§ **PROBLEM REQUIREMENTS**
Count every line of these entries that holds the word "styles", and reply with the number only.

§ **RECORDS TO PROCESS**
## begin

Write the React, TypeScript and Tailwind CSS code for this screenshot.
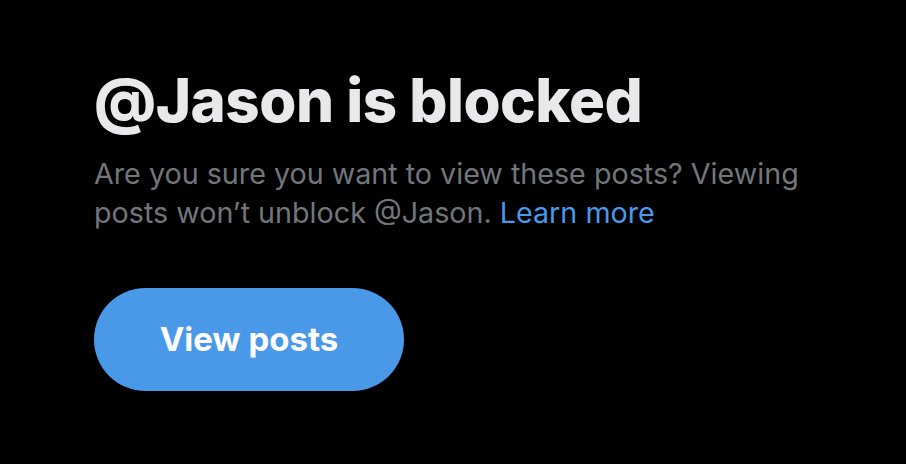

## end
## begin

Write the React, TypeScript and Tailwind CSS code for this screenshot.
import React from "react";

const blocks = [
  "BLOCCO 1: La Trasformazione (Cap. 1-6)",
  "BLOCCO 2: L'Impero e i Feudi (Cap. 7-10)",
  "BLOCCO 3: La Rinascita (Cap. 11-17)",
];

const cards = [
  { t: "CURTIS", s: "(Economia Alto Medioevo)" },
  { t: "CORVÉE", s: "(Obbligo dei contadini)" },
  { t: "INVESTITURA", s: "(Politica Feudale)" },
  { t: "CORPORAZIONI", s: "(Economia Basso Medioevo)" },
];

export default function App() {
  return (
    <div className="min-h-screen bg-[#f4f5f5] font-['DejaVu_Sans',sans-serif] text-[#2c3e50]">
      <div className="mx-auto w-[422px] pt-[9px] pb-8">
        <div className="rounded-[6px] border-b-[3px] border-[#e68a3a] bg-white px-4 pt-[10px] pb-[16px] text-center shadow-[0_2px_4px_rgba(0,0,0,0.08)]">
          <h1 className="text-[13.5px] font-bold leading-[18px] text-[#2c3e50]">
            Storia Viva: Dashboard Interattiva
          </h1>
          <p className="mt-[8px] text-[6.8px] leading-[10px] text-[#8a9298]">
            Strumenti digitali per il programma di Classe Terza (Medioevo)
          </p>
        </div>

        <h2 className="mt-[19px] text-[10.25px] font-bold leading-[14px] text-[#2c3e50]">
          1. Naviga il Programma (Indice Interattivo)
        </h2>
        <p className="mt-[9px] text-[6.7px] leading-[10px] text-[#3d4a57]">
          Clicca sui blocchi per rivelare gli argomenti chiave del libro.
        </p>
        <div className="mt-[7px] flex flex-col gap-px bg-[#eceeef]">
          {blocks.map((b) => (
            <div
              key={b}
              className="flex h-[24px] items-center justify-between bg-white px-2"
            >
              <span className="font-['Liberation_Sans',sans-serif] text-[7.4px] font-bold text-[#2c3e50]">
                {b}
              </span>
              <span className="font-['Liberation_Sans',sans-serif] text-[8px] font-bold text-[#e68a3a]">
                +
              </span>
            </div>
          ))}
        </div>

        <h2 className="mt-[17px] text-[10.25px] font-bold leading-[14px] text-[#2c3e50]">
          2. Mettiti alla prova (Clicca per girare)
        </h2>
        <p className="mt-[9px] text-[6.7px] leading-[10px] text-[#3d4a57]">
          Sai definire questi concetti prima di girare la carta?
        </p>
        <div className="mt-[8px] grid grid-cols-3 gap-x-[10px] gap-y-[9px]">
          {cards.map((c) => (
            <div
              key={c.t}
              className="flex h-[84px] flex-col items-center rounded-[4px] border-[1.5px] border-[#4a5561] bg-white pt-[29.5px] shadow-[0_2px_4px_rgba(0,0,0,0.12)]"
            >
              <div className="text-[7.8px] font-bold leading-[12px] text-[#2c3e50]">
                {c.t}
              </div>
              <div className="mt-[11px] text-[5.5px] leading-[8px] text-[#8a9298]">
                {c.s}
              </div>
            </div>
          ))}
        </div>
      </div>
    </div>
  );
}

## end
## begin

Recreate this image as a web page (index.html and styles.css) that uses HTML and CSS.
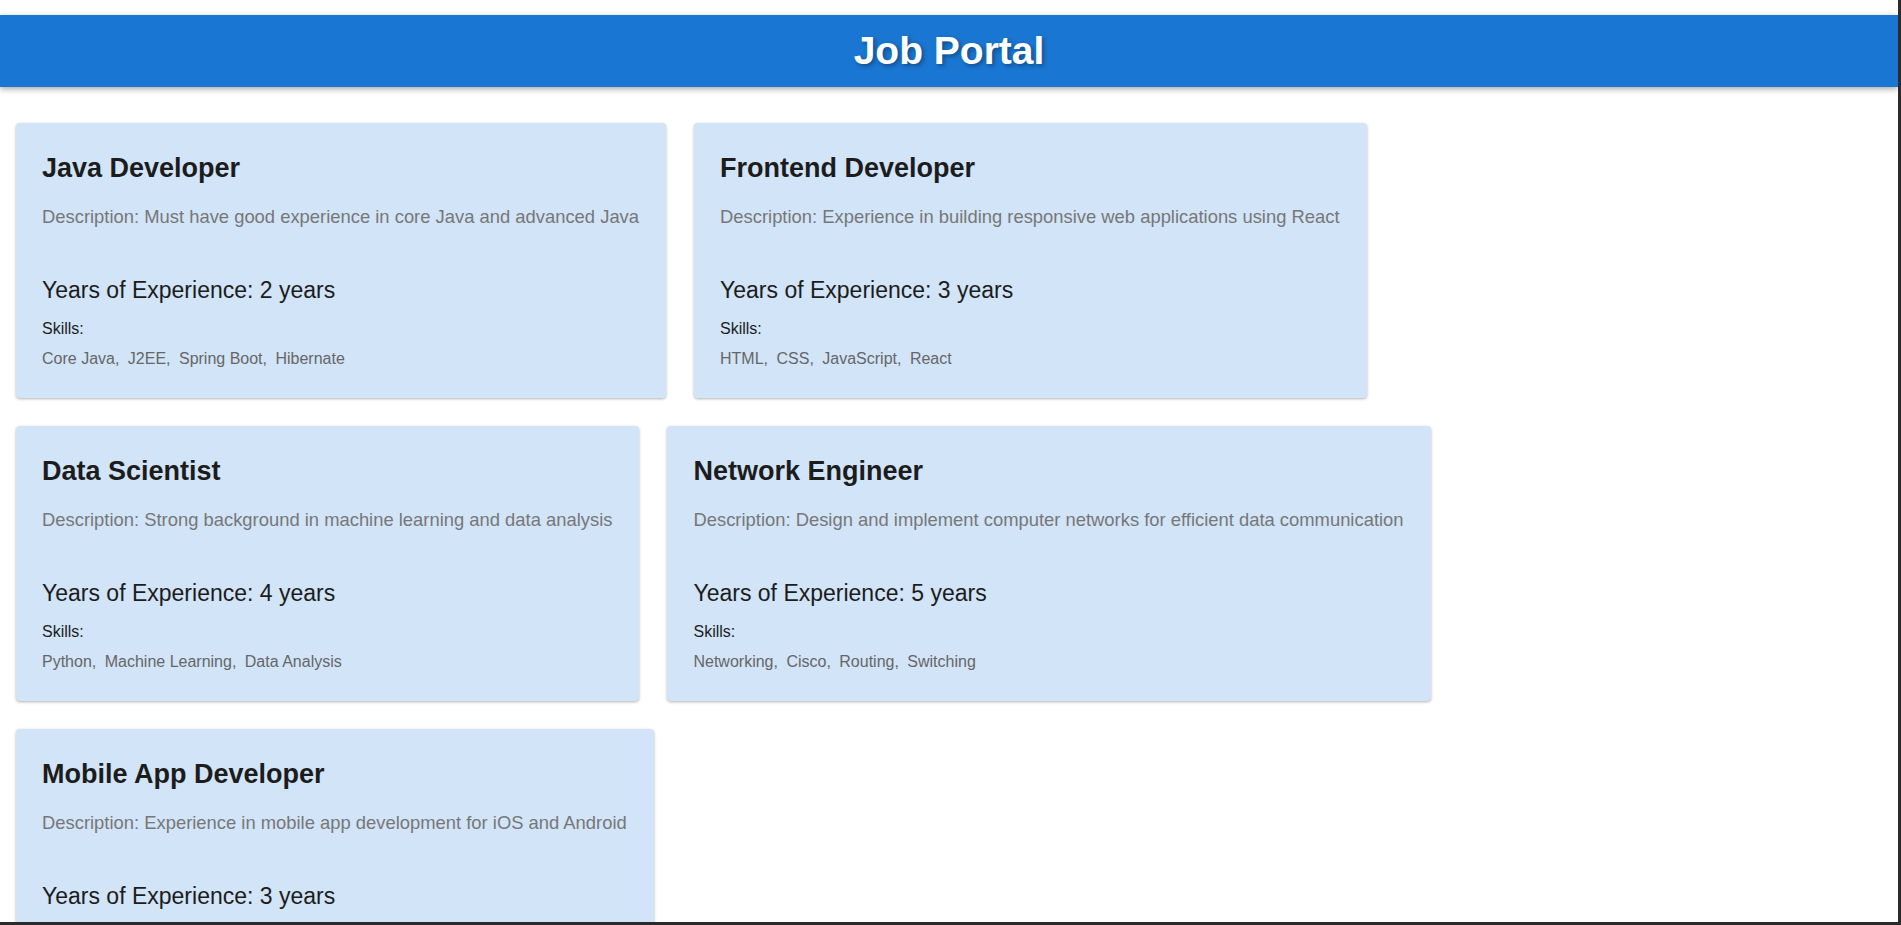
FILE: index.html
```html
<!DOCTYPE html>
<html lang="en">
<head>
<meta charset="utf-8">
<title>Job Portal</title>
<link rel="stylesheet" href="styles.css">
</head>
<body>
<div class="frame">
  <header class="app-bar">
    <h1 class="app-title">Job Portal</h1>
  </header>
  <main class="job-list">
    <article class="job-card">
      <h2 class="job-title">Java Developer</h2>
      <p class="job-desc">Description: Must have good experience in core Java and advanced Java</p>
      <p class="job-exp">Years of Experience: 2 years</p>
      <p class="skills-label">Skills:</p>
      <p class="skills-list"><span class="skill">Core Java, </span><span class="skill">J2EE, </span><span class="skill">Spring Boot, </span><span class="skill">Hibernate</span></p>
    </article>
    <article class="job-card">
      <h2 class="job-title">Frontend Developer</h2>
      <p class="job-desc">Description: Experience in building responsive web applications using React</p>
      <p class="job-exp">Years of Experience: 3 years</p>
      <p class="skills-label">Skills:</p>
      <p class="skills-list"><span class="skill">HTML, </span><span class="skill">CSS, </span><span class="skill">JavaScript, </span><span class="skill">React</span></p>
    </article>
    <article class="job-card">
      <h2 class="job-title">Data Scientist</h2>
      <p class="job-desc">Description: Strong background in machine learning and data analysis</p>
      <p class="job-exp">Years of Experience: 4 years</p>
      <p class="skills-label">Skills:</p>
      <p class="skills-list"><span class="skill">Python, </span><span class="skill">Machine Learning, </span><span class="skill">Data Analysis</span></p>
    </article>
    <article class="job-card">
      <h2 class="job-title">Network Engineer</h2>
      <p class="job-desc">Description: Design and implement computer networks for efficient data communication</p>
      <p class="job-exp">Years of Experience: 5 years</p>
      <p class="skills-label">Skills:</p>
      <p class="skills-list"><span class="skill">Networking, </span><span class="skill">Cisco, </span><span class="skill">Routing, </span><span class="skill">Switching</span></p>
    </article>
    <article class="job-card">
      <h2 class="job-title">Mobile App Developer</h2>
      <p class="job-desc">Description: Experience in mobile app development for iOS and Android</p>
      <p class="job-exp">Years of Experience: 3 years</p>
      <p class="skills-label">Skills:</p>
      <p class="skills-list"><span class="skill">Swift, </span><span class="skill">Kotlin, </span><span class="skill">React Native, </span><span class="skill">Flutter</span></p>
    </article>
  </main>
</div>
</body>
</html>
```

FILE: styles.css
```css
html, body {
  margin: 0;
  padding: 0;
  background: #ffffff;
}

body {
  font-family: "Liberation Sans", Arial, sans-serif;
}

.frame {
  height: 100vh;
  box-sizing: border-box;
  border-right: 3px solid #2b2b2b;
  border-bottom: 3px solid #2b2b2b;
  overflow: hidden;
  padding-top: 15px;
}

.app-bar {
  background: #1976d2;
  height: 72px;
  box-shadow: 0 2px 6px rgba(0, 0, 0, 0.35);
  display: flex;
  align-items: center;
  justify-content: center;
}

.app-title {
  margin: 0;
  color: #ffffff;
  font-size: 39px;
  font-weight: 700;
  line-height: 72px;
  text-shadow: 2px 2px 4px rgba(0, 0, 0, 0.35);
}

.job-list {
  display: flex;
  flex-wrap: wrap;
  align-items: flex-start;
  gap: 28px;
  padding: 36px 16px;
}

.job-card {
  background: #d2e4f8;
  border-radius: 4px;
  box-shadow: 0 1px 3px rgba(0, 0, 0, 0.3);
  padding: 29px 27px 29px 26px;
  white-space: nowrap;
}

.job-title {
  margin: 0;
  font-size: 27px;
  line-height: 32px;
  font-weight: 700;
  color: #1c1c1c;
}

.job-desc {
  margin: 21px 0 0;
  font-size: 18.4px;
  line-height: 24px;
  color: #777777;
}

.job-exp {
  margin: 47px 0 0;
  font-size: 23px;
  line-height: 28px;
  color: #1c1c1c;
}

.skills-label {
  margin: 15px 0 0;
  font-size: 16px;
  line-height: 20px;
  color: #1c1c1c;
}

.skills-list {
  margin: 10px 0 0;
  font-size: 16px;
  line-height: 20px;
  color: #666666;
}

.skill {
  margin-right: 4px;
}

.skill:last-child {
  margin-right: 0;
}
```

## end

§ **TASK RESPONSE**
3